* **MATERIAL**
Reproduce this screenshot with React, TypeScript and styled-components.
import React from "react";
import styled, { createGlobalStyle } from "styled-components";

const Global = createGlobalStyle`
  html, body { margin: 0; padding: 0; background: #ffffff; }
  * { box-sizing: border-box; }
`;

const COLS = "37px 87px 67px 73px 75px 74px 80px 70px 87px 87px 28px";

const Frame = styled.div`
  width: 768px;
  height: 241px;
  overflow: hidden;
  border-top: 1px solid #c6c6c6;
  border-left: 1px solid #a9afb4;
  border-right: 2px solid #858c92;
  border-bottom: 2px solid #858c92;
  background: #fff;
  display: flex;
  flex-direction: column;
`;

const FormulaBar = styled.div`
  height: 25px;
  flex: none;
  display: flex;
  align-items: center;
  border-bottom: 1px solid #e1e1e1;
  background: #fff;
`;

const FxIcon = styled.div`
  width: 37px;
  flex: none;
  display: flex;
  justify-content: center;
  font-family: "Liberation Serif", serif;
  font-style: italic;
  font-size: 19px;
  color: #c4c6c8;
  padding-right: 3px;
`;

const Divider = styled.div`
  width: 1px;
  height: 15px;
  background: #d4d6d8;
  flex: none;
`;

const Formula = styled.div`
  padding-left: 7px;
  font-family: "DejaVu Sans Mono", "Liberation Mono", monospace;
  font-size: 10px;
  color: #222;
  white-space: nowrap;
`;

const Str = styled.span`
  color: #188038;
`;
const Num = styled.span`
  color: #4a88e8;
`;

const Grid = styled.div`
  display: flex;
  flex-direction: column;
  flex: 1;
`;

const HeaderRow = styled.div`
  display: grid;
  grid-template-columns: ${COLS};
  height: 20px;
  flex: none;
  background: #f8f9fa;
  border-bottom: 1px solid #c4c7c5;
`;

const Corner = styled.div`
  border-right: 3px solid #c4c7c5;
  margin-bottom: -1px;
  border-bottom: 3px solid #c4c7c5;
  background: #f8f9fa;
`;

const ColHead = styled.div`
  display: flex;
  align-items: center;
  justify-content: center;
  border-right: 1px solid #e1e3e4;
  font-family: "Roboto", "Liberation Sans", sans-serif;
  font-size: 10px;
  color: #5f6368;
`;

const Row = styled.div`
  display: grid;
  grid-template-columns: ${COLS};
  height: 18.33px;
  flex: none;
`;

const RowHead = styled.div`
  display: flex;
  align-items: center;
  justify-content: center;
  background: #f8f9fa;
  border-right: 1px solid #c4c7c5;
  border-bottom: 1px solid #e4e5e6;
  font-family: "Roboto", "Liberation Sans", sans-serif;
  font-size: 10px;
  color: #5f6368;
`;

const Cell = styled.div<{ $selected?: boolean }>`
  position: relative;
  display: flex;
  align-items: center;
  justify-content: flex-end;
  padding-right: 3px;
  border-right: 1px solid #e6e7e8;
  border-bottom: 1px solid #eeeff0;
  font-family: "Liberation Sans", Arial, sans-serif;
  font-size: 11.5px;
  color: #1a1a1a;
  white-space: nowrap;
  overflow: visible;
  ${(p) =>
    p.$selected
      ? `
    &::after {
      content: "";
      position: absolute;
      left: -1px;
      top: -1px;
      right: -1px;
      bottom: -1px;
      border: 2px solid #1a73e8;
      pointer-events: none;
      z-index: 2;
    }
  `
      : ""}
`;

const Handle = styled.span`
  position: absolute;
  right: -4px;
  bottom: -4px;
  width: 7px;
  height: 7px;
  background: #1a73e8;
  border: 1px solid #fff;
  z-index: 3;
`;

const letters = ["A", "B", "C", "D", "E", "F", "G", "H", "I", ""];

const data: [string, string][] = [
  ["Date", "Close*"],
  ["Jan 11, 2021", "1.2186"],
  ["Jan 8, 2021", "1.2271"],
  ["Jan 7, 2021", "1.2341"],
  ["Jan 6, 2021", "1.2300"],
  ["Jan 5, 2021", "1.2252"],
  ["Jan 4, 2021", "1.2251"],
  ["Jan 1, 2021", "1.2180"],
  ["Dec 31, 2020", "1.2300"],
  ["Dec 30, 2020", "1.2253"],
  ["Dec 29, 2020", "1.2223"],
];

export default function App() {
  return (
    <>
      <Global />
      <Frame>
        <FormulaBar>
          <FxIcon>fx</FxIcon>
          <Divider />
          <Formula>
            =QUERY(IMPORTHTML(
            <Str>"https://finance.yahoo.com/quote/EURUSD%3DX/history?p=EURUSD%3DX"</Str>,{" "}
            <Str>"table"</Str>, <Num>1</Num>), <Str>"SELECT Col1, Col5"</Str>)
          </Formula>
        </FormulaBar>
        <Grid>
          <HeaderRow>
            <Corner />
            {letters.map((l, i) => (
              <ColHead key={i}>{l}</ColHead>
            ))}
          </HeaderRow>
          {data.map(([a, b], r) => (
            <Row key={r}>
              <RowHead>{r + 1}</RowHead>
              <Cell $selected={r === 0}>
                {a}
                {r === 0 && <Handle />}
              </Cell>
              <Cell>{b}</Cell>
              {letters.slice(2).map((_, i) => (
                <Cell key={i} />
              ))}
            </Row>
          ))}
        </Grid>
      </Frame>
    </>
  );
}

* **PROBLEM REQUIREMENTS**
Everything from the first line above up to and including the line that contains "87px 67px 73px" should be printed exactly; please print only that.

* **COMPLETED TASK**
Reproduce this screenshot with React, TypeScript and styled-components.
import React from "react";
import styled, { createGlobalStyle } from "styled-components";

const Global = createGlobalStyle`
  html, body { margin: 0; padding: 0; background: #ffffff; }
  * { box-sizing: border-box; }
`;

const COLS = "37px 87px 67px 73px 75px 74px 80px 70px 87px 87px 28px";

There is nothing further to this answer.